C’est l’opposé de ce que recherchait la Russie…

Oui, exactement. C’est la même chose avec l’OTAN, ils cherchaient à limiter son expansion et maintenant deux pays supplémentaires veulent la rejoindre. Il y a aussi eu cette question du cessez-le-feu [Moscou avait décrété un cessez-le-feu les 6 et 7 janvier pour le Noël orthodoxe]. Vous devez regarder ce que Poutine fait, pas ce qu’il dit. Il disait qu’il n’allait pas envahir l’Ukraine et ensuite il nous a envahis. Il disait qu’il venait pour nous défendre, puis il nous tue.
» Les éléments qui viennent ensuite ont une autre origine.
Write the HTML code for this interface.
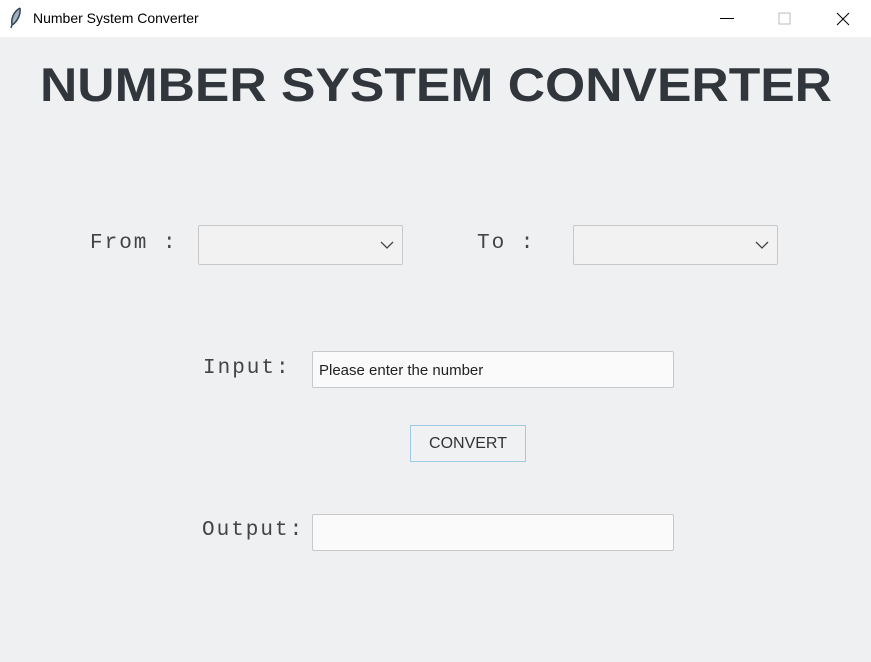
<!DOCTYPE html>
<html><head><style>
body{margin:0;width:871px;height:662px;background:#eff0f2;position:relative;overflow:hidden;font-family:"Liberation Sans",sans-serif}
.tb{position:absolute;left:0;top:0;width:871px;height:37px;background:#fff}
.tb .t{position:absolute;left:33px;top:10px;font-size:14px;color:#000}
.lbl{position:absolute;font-family:"Liberation Mono",monospace;font-size:21px;letter-spacing:2px;color:#444}
.box{position:absolute;background:#fafafa;border:1px solid #c8c8c8;border-radius:2px;box-sizing:border-box}
.cb{background:#f2f2f3}
.btn{position:absolute;left:410px;top:425px;width:116px;height:37px;border:1px solid #9fcbe0;box-sizing:border-box;background:#f0f1f3;font-size:16px;color:#333;text-align:center;line-height:35px}
</style></head><body>
<div class="tb">
<svg style="position:absolute;left:8px;top:7px" width="16" height="22"><path d="M12 1 C5 5 3 12 4 18 L3 21 M12 1 C13 8 9 15 4 18" stroke="#345" stroke-width="1.5" fill="#9ab"/></svg>
<div class="t">Number System Converter</div>
<svg style="position:absolute;left:720px;top:12px" width="140" height="14"><path d="M0 6.5H14" stroke="#000"/><path d="M59 1h11v11h-11z" stroke="#bbb" fill="none"/><path d="M117 1l12 12M129 1l-12 12" stroke="#000"/></svg>
</div>
<svg style="position:absolute;left:0;top:55px" width="871" height="60"><text x="40" y="46" textLength="792" lengthAdjust="spacingAndGlyphs" font-family="Liberation Sans" font-weight="bold" font-size="47" fill="#30363b">NUMBER SYSTEM CONVERTER</text></svg>
<div class="lbl" style="left:90px;top:232px">From :</div>
<div class="box cb" style="left:198px;top:225px;width:205px;height:40px"><svg style="position:absolute;right:8px;top:15px" width="14" height="9"><path d="M1 1l6 6 6-6" stroke="#444" fill="none" stroke-width="1.3"/></svg></div>
<div class="lbl" style="left:477px;top:232px">To :</div>
<div class="box cb" style="left:573px;top:225px;width:205px;height:40px"><svg style="position:absolute;right:8px;top:15px" width="14" height="9"><path d="M1 1l6 6 6-6" stroke="#444" fill="none" stroke-width="1.3"/></svg></div>
<div class="lbl" style="left:203px;top:357px">Input:</div>
<div class="box" style="left:312px;top:351px;width:362px;height:37px;font-size:15px;color:#222;padding:10px 6px">Please enter the number</div>
<div class="btn">CONVERT</div>
<div class="lbl" style="left:202px;top:519px">Output:</div>
<div class="box" style="left:312px;top:514px;width:362px;height:37px"></div>
</body></html>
Au sujet du cessez-le-feu, il faut juste regarder ce qu’il se passe sur le terrain, pas ce qu’il dit.

Vous avez repris votre travail de journaliste. Comment l’exercer alors que la guerre fait rage ?

C’est très douloureux et dangereux. Il y a eu des moments où j’ai eu de la chance parce que la Russie bombardait les villes où j’allais. C’est littéralement écrire avec les bombes et les explosions près de vos fenêtres. Il y avait beaucoup de sirènes à Kyiv. Cette ville était une forteresse, il n’y avait personne ici, pas de voitures, pas de commerces, pas de cafés. Rien, juste beaucoup de points de contrôle, des gens avec des armes, vous étiez contrôlés partout, parce qu’il y avait beaucoup de Russes. Tout le monde était suspecté.

Une fois, on est allés voir nos amis, et les Russes ont commencé à nous bombarder à deux heures du matin. C’était la seule maison qui n’était pas touchée. Les murs tremblaient, il n’y avait plus de lumière. On ne savait pas où s’enfuir, on est juste restés là, on ne pouvait rien faire d’autre. Quand ça s’est arrêté, on est allés dans l’abri anti-bombe. Quand j’en suis sortie, la forêt était en feu, les bâtiments étaient en feu, tout était en feu. Ils ont probablement pensé qu’il y avait des soldats et ils ont décidé de bombarder cet endroit. Ce n’est qu’une expérience parmi d’autres ; il y a tellement de gens qui sont sur la ligne de front dans le Donbass, à Kherson, à Zaporojie, ils ressentent cela tous les jours. La Russie bombarde huit régions chaque jour, et chaque semaine ou tous les dix jours ils bombardent l’Ukraine entière.